Material —
########

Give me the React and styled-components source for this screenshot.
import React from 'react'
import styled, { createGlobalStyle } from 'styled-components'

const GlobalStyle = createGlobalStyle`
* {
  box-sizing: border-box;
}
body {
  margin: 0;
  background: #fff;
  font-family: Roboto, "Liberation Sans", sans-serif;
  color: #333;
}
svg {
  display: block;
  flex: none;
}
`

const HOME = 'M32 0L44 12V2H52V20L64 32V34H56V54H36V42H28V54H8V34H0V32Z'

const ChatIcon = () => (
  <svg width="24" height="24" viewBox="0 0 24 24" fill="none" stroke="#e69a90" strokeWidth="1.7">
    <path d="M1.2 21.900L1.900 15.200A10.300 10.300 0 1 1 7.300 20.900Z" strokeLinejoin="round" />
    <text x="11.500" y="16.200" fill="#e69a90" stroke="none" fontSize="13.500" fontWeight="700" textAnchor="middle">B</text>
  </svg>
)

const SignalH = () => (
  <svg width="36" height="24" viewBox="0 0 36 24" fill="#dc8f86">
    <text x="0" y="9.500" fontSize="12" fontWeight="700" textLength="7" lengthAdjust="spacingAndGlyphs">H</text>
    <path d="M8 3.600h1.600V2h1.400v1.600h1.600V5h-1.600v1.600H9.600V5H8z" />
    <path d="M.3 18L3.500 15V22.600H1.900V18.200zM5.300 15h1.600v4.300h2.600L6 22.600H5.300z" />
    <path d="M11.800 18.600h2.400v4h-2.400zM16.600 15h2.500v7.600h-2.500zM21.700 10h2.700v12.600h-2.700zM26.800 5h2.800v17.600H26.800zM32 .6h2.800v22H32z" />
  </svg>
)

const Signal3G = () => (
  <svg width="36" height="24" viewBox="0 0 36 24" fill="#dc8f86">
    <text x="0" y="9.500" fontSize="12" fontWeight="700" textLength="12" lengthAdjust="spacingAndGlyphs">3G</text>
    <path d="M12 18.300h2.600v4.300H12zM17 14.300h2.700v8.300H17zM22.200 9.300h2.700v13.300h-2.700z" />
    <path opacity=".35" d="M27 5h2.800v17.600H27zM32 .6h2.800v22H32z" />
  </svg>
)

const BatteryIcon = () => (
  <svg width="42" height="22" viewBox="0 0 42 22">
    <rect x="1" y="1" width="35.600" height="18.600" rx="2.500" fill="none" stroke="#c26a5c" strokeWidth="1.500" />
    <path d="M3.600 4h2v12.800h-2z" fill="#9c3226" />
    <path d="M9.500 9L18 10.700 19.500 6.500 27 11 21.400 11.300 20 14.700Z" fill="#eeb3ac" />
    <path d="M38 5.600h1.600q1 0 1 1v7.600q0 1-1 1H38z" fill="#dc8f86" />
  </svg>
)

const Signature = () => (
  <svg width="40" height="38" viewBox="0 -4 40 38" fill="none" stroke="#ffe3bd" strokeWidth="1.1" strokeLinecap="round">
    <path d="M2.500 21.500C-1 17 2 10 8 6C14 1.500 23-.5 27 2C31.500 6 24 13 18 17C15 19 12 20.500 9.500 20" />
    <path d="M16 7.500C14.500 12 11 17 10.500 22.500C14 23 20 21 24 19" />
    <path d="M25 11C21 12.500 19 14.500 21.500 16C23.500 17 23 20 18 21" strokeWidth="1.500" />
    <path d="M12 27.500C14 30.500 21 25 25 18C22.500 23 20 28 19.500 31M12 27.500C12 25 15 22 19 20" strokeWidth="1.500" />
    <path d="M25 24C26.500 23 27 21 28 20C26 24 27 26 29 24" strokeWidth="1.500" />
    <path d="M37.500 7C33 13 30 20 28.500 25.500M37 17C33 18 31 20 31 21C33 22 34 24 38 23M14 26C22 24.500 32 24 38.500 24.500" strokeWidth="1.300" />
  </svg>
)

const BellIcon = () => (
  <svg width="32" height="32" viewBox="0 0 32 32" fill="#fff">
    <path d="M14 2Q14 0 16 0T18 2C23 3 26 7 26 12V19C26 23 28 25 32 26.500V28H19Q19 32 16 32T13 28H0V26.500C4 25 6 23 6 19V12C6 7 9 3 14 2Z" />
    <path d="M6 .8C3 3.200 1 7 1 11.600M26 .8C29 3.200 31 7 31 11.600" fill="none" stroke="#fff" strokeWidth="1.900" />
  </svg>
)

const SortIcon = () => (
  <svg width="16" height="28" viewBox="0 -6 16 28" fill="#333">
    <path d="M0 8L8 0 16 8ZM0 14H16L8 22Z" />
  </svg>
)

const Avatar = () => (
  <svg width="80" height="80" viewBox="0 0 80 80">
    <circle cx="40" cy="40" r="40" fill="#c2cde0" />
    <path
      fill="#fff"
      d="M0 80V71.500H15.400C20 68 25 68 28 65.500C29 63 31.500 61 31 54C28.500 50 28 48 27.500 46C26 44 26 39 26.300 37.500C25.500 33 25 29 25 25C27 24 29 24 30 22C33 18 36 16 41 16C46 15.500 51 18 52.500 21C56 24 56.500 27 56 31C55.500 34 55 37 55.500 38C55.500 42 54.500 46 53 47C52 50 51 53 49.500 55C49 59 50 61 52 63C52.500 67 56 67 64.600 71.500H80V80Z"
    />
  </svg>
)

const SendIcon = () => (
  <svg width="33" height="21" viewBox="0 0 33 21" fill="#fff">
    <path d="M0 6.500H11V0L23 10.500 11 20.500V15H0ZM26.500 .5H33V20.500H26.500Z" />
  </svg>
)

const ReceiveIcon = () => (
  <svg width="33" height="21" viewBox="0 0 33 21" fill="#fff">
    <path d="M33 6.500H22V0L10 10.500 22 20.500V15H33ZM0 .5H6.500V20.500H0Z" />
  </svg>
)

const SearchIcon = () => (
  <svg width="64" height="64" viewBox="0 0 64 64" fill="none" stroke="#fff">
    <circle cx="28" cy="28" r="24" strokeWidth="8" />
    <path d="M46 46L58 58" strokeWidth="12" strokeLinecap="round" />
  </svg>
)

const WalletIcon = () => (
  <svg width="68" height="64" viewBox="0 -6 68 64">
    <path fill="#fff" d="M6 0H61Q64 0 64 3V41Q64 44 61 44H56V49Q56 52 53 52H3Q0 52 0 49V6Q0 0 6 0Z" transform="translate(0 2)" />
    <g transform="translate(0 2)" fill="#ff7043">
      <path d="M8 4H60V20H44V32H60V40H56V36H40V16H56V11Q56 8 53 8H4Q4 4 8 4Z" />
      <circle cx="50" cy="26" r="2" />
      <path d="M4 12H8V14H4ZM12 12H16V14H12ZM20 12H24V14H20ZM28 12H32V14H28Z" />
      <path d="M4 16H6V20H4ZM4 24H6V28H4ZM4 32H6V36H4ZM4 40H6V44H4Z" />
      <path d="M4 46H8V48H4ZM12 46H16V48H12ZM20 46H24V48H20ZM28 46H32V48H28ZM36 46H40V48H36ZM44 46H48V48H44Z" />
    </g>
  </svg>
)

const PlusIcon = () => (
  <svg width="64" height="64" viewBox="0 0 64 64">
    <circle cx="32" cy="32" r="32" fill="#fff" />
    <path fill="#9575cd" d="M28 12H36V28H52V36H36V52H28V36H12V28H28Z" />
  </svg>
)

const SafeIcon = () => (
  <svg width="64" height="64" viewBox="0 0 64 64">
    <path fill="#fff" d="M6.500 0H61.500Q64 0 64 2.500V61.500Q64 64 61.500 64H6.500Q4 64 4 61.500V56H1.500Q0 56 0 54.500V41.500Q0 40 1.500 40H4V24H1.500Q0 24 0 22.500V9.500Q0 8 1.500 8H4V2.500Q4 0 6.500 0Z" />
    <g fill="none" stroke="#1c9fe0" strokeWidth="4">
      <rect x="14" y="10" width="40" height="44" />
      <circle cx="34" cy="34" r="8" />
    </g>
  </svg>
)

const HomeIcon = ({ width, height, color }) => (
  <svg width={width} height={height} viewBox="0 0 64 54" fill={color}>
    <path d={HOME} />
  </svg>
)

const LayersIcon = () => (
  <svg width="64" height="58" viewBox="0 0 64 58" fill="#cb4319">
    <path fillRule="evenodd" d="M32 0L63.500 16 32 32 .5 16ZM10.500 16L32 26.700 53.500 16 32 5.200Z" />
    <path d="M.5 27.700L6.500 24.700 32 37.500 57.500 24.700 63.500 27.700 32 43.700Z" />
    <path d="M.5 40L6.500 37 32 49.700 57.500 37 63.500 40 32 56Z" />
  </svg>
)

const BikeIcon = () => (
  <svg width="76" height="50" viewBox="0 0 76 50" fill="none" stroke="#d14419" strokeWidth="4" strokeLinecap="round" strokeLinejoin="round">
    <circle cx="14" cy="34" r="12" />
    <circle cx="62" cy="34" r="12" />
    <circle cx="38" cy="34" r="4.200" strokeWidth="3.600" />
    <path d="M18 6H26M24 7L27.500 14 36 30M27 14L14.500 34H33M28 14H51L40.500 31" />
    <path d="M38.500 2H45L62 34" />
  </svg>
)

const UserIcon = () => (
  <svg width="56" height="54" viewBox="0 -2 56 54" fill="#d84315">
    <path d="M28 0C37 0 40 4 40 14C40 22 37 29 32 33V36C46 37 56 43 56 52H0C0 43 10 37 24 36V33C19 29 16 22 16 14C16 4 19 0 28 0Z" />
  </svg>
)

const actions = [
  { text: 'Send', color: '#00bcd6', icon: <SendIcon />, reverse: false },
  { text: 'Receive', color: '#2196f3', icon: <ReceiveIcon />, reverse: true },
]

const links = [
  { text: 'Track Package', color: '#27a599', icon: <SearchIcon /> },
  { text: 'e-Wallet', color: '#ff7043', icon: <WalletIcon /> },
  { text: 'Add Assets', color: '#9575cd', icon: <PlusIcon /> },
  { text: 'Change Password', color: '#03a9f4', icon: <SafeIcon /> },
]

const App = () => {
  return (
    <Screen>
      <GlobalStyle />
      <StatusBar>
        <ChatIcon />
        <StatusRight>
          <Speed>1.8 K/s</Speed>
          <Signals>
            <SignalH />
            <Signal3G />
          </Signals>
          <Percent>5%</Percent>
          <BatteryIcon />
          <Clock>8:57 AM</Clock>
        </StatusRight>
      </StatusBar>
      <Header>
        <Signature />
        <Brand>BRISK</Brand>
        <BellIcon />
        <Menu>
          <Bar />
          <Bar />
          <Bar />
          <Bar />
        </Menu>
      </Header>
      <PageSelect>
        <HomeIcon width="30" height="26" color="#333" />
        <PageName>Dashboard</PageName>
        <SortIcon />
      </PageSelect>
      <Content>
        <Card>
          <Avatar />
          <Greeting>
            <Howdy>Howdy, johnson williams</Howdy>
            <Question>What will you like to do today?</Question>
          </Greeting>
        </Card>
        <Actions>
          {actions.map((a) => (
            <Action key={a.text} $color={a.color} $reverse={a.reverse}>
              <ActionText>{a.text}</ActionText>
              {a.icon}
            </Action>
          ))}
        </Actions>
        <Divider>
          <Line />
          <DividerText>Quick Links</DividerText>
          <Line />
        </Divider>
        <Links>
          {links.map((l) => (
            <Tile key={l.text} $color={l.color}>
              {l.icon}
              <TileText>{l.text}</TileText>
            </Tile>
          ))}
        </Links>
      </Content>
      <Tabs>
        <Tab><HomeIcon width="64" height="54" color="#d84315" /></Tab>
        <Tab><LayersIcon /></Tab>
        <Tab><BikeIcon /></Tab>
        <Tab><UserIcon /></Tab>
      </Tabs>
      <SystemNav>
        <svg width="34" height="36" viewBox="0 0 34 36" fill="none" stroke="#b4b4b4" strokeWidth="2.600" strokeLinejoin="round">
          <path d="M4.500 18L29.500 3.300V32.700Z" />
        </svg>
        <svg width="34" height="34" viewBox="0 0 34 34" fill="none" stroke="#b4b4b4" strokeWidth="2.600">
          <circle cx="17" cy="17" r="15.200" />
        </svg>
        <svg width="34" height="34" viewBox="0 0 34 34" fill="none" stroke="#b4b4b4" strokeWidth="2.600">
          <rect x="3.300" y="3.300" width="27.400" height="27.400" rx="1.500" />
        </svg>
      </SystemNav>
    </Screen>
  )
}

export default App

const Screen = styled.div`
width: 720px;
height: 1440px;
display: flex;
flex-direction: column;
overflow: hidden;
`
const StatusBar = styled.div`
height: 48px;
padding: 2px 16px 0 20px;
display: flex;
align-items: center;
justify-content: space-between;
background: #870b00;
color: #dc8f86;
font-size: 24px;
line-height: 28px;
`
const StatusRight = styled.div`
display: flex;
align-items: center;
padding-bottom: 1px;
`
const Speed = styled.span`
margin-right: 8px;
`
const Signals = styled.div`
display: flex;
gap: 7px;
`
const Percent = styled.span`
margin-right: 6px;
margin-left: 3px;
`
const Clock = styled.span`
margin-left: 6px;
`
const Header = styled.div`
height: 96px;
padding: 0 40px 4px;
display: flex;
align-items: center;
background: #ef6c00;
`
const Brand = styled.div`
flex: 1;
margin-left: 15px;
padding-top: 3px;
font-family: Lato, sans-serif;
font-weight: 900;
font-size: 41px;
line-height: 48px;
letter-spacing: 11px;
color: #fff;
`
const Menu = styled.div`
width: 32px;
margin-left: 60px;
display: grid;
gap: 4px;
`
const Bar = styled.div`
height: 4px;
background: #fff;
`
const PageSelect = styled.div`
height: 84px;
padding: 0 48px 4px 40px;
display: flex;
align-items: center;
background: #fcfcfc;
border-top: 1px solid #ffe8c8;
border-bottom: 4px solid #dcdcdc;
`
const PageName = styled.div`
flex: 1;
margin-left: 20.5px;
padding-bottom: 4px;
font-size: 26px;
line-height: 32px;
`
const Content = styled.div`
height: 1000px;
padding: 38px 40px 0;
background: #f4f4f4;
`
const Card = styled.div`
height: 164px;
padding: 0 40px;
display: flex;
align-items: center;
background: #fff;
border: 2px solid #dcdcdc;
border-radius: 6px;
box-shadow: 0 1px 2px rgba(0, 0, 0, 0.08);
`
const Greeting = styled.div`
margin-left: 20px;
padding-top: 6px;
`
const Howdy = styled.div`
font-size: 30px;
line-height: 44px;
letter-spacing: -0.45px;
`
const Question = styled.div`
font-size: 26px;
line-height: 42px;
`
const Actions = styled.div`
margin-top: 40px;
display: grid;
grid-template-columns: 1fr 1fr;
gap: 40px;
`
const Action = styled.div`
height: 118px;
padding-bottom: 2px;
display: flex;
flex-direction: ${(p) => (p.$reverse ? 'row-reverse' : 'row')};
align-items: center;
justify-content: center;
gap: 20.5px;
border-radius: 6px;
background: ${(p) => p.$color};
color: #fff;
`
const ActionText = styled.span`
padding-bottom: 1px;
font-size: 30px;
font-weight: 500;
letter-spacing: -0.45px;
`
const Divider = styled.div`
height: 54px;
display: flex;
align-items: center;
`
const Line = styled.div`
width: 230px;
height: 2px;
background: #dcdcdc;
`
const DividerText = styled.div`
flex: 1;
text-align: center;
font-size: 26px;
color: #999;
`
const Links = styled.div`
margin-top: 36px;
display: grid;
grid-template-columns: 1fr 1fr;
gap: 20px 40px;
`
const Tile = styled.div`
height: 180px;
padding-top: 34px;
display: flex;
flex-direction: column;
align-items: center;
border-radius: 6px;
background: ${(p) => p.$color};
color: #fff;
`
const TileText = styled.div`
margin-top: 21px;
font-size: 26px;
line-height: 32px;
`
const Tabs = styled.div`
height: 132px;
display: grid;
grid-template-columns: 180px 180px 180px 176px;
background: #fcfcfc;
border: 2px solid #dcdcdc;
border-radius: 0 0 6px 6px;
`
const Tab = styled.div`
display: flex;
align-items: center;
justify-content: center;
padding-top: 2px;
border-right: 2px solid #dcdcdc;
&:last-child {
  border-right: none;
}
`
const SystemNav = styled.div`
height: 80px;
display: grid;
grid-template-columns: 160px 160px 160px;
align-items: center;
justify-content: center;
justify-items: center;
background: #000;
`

########

Given request — Copy all lines from the listing that contain "React".

The response —
Give me the React and styled-components source for this screenshot.
import React from 'react'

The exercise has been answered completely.